Melimpah ruahnya sumber makanan itu membuat warga berlomba-lomba mendirikan usaha tambak di belakang rumahnya yang langsung laut.
Warga berbondong-bondong mengubah area mangrove di belakang rumahnya, menjadi area tambak.
Pasalnya, bisnis tambak milik warga di Kampung Beting begitu menjanjikan dan bisa datangkan keuntungan puluhan juta rupiah setiap bulannya.
Berkembangnya usaha tambak warga membuat Kampung Beting mencapai masa kejayaannya pada tahun 1980-an hingga disebut sebagai ”
Kampung Dollar
“.
Namun, kejayaan itu hanya tinggal kenangan semata. Kondisi Kampung Beting kini memperihatinkan.
“Sedih lah saya kecil di sini, dulu di sana adalah kampung terpadat dan ekonomi bagus banget perputarannya di sana,” ucap warga bernama Halima (38) saat diwawancarai
Kompas.com
di lokasi, Selasa (2/12/2025).
Namun, sekitar tahun 2000-an, bisnis tambak warga di
Muara Gembong
perlahan-lahan habis karena tergerus abrasi.
Sejak itu pula, perekonomian warga di Muara Gembong, khususnya Kampung Beting terganggu.
Padahal, dulu Halima bisa bersekolah dan mendapatkan kehidupan yang layak karena orangtuanya adalah seorang petani tambak bandeng dan udang.
Ia mengaku, terakhir panen hasil tambak milik orangtuanya sekitar tahun 2005-an. Kini, Halima tak bisa lagi mencicipi ikan dari tambak belakang rumahnya.
“Kalau nelayan mungkin masih produktif, tapi kalau petani tambak mungkin abrasi itu permasalahannya enggak bisa panen bandeng, udang, enggak bisa kayak dulu,” ucap dia.
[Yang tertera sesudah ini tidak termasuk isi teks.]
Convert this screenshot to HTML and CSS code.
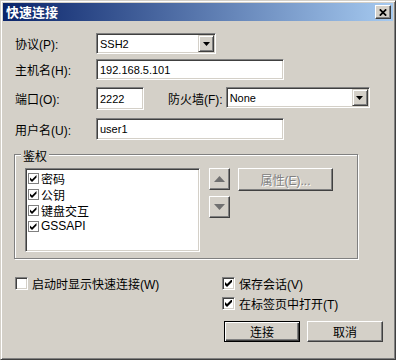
FILE: index.html
```html
<!DOCTYPE html>
<html lang="zh-CN">
<head>
    <meta charset="UTF-8">
    <title>快速连接</title>
    <link rel="stylesheet" href="styles.css">
</head>
<body>

    <div class="window">
        <div class="titlebar">
            <span class="title">快速连接</span>
            <button class="close">
                <svg width="8" height="7" viewBox="0 0 8 7"><path d="M0.8 0.3 L7.2 6.7 M7.2 0.3 L0.8 6.7" stroke="#000" stroke-width="1.7"/></svg>
            </button>
        </div>

        <div class="dialog">
            <div class="row row-protocol">
                <label class="lbl">协议(P):</label>
                <div class="combo combo-protocol">
                    <span class="combo-text">SSH2</span>
                    <span class="combo-btn"><svg width="7" height="4" viewBox="0 0 7 4"><path d="M0 0 H7 L3.5 4 Z" fill="#000"/></svg></span>
                </div>
            </div>

            <div class="row row-host">
                <label class="lbl">主机名(H):</label>
                <div class="edit edit-wide">192.168.5.101</div>
            </div>

            <div class="row row-port">
                <label class="lbl">端口(O):</label>
                <div class="edit edit-port">2222</div>
                <label class="lbl-fw">防火墙(F):</label>
                <div class="combo combo-fw">
                    <span class="combo-text">None</span>
                    <span class="combo-btn"><svg width="7" height="4" viewBox="0 0 7 4"><path d="M0 0 H7 L3.5 4 Z" fill="#000"/></svg></span>
                </div>
            </div>

            <div class="row row-user">
                <label class="lbl">用户名(U):</label>
                <div class="edit edit-wide">user1</div>
            </div>

            <div class="group">
                <span class="group-title">鉴权</span>
                <div class="listbox">
                    <div class="item"><svg class="tick" width="11" height="11" viewBox="0 0 11 11"><rect x="0.5" y="0.5" width="10" height="10" fill="#fff" stroke="#808080"/><path d="M2 4.5 L4 6.5 L8.5 2 L8.5 4.5 L4 9 L2 7 Z" fill="#000"/></svg>密码</div>
                    <div class="item"><svg class="tick" width="11" height="11" viewBox="0 0 11 11"><rect x="0.5" y="0.5" width="10" height="10" fill="#fff" stroke="#808080"/><path d="M2 4.5 L4 6.5 L8.5 2 L8.5 4.5 L4 9 L2 7 Z" fill="#000"/></svg>公钥</div>
                    <div class="item"><svg class="tick" width="11" height="11" viewBox="0 0 11 11"><rect x="0.5" y="0.5" width="10" height="10" fill="#fff" stroke="#808080"/><path d="M2 4.5 L4 6.5 L8.5 2 L8.5 4.5 L4 9 L2 7 Z" fill="#000"/></svg>键盘交互</div>
                    <div class="item"><svg class="tick" width="11" height="11" viewBox="0 0 11 11"><rect x="0.5" y="0.5" width="10" height="10" fill="#fff" stroke="#808080"/><path d="M2 4.5 L4 6.5 L8.5 2 L8.5 4.5 L4 9 L2 7 Z" fill="#000"/></svg>GSSAPI</div>
                </div>
                <div class="arrows">
                    <button class="btn btn-arrow"><svg width="11" height="6" viewBox="0 0 11 6"><path d="M0 6 H11 L5.5 0 Z" fill="#707070"/></svg></button>
                    <button class="btn btn-arrow"><svg width="11" height="6" viewBox="0 0 11 6"><path d="M0 0 H11 L5.5 6 Z" fill="#707070"/></svg></button>
                </div>
                <button class="btn btn-props" disabled>属性(E)...</button>
            </div>

            <div class="bottom">
                <div class="bottom-left">
                    <label class="check"><span class="box"></span>启动时显示快速连接(W)</label>
                </div>
                <div class="bottom-right">
                    <label class="check"><span class="box"><svg width="7" height="7" viewBox="0 0 7 7"><path d="M0 2 L2 4 L7 -1 L7 2 L2 7 L0 5 Z" fill="#000"/></svg></span>保存会话(V)</label>
                    <label class="check"><span class="box"><svg width="7" height="7" viewBox="0 0 7 7"><path d="M0 2 L2 4 L7 -1 L7 2 L2 7 L0 5 Z" fill="#000"/></svg></span>在标签页中打开(T)</label>
                    <div class="buttons">
                        <button class="btn btn-default">连接</button>
                        <button class="btn btn-cancel">取消</button>
                    </div>
                </div>
            </div>
        </div>
    </div>

</body>
</html>
```

FILE: styles.css
```css
* {
    box-sizing: border-box;
}

body {
    margin: 0;
    background-color: #d4d0c8;
    font-family: "Liberation Sans", "Noto Sans CJK SC", sans-serif;
    font-size: 12px;
    color: #000;
}

.window {
    width: 396px;
    height: 360px;
    background-color: #d4d0c8;
    border: 1px solid;
    border-color: #d4d0c8 #404040 #404040 #d4d0c8;
    box-shadow: inset 1px 1px #fff, inset -1px -1px #808080;
    padding: 2px;
}

.titlebar {
    height: 18px;
    display: flex;
    align-items: center;
    justify-content: space-between;
    padding: 0 2px 0 3px;
    background: linear-gradient(to right, #0a246a, #a6caf0);
}

.title {
    color: #fff;
    font-family: "Noto Sans CJK SC", sans-serif;
    font-weight: bold;
    font-size: 13px;
    line-height: 18px;
}

.close {
    width: 16px;
    height: 14px;
    padding: 0;
    display: flex;
    align-items: center;
    justify-content: center;
    background-color: #d4d0c8;
    border: 1px solid;
    border-color: #fff #404040 #404040 #fff;
    box-shadow: inset -1px -1px #808080;
}

.dialog {
    padding: 12px 0 0 12px;
}

.row {
    display: flex;
    align-items: center;
}

.lbl {
    width: 81px;
}

.row-protocol {
    height: 21px;
}

.row-host {
    height: 21px;
    margin-top: 5px;
}

.row-port {
    height: 23px;
    margin-top: 7px;
    align-items: flex-start;
}

.row-port .lbl,
.row-port .lbl-fw {
    align-self: center;
}

.row-user {
    height: 22px;
    margin-top: 8px;
}

.edit,
.combo,
.listbox,
.box {
    background-color: #fff;
    border: 1px solid;
    border-color: #808080 #fff #fff #808080;
    box-shadow: inset 1px 1px #404040, inset -1px -1px #d4d0c8;
}

.edit {
    height: 100%;
    display: flex;
    align-items: center;
    padding: 0 3px;
    font-size: 11px;
}

.edit-wide {
    width: 188px;
}

.edit-port {
    width: 48px;
}

.lbl-fw {
    margin-left: 24px;
    margin-right: 3px;
}

.combo {
    height: 21px;
    display: flex;
    align-items: center;
    padding: 1px 1px 1px 3px;
    font-size: 11px;
}

.combo-protocol {
    width: 120px;
}

.combo-fw {
    width: 144px;
}

.combo-btn {
    width: 16px;
    height: 17px;
    margin-left: auto;
    display: flex;
    align-items: center;
    justify-content: center;
    background-color: #d4d0c8;
    border: 1px solid;
    border-color: #d4d0c8 #404040 #404040 #d4d0c8;
    box-shadow: inset 1px 1px #fff, inset -1px -1px #808080;
}

.group {
    position: relative;
    width: 344px;
    height: 105px;
    margin: 14px 0 0 -1px;
    padding: 13px 0 0 10px;
    display: flex;
    align-items: flex-start;
    border: 1px solid #808080;
    box-shadow: inset 1px 1px #fff, 1px 1px #fff;
}

.group-title {
    position: absolute;
    top: -5px;
    left: 6px;
    padding: 0 2px;
    line-height: 14px;
    background-color: #d4d0c8;
}

.listbox {
    width: 175px;
    height: 84px;
    padding: 1px 0 0 2px;
}

.item {
    height: 16px;
    display: flex;
    align-items: center;
    gap: 2px;
}

.btn {
    padding: 0;
    font: inherit;
    color: #000;
    background-color: #d4d0c8;
    border: 1px solid;
    border-color: #fff #404040 #404040 #fff;
    box-shadow: inset -1px -1px #808080;
    display: flex;
    align-items: center;
    justify-content: center;
}

.arrows {
    display: flex;
    flex-direction: column;
    gap: 6px;
    margin-left: 9px;
}

.btn-arrow {
    width: 21px;
    height: 22px;
}

.btn-props {
    width: 95px;
    height: 23px;
    margin-left: 8px;
    color: #808080;
    text-shadow: 1px 1px #fff;
}

.bottom {
    display: flex;
    margin-top: 18px;
}

.bottom-left {
    width: 207px;
}

.bottom-right {
    display: flex;
    flex-direction: column;
    gap: 7px;
}

.check {
    height: 13px;
    display: flex;
    align-items: center;
    gap: 4px;
    white-space: nowrap;
}

.box {
    width: 13px;
    height: 13px;
    flex: none;
    display: flex;
    align-items: center;
    justify-content: center;
}

.buttons {
    display: flex;
    gap: 7px;
    margin: 4px 0 0 2px;
}

.btn-default,
.btn-cancel {
    width: 76px;
    height: 21px;
}

.btn-default {
    border: 1px solid #000;
    box-shadow: inset 1px 1px #fff, inset -1px -1px #404040, inset -2px -2px #808080;
}
```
Dalam 10 tahun ke belakang, abrasi di wilayah ini semakin parah dan membuat Kampung Beting perlahan tenggelam.
Sebab, adanya abrasi membuat banjir rob dengan ketinggian sekitar 50 cm terjadi sekitar satu minggu sekali di kampung ini.
Banjir rob mudah masuk ke perumahan warga karena laut di Muara Gembong tak dilengkapi dengan tanggul beton.
Selain dikelilingi laut, Kampung Beting juga dialiri Sungai Citarum yang arusnya cukup kencang.
Sungai Citarum yang mengalir di sepanjang Kampung Beting kanan dan kirinya juga tidak dilengkapi oleh tanggul.
Jadi, ketika hujan tiba, air sungai itu juga mudah meluap ke rumah-rumah warga.
Tak heran, kampung ini mudah sekali tenggelam ketika banjir dari laut atau sungai datang.
Sering tenggelamnya Kampung Beting membuat sebagian warga memilih meninggalkan tempat tinggalnya.
“Warganya juga sudah banyak yang pindah karena rumahnya sudah tidak layak huni dan akses jalan sudah terputus,” ujar Halima.
Pasalnya, meski banjir rob tidak sedang datang, beberapa rumah warga tetap tergenang air berwarna cokelat.
Sementara sebagian area depan rumah warga yang sudah tak tergenang justru dipenuhi lumpur dari kali sehingga tidak bisa lagi dipijak.
Mirisnya lagi, karena sudah tenggelam dan tak berpenghuni, sekitar dua minggu lalu sebagian akses listrik di Kampung Beting ujung sudah dicabut oleh PLN.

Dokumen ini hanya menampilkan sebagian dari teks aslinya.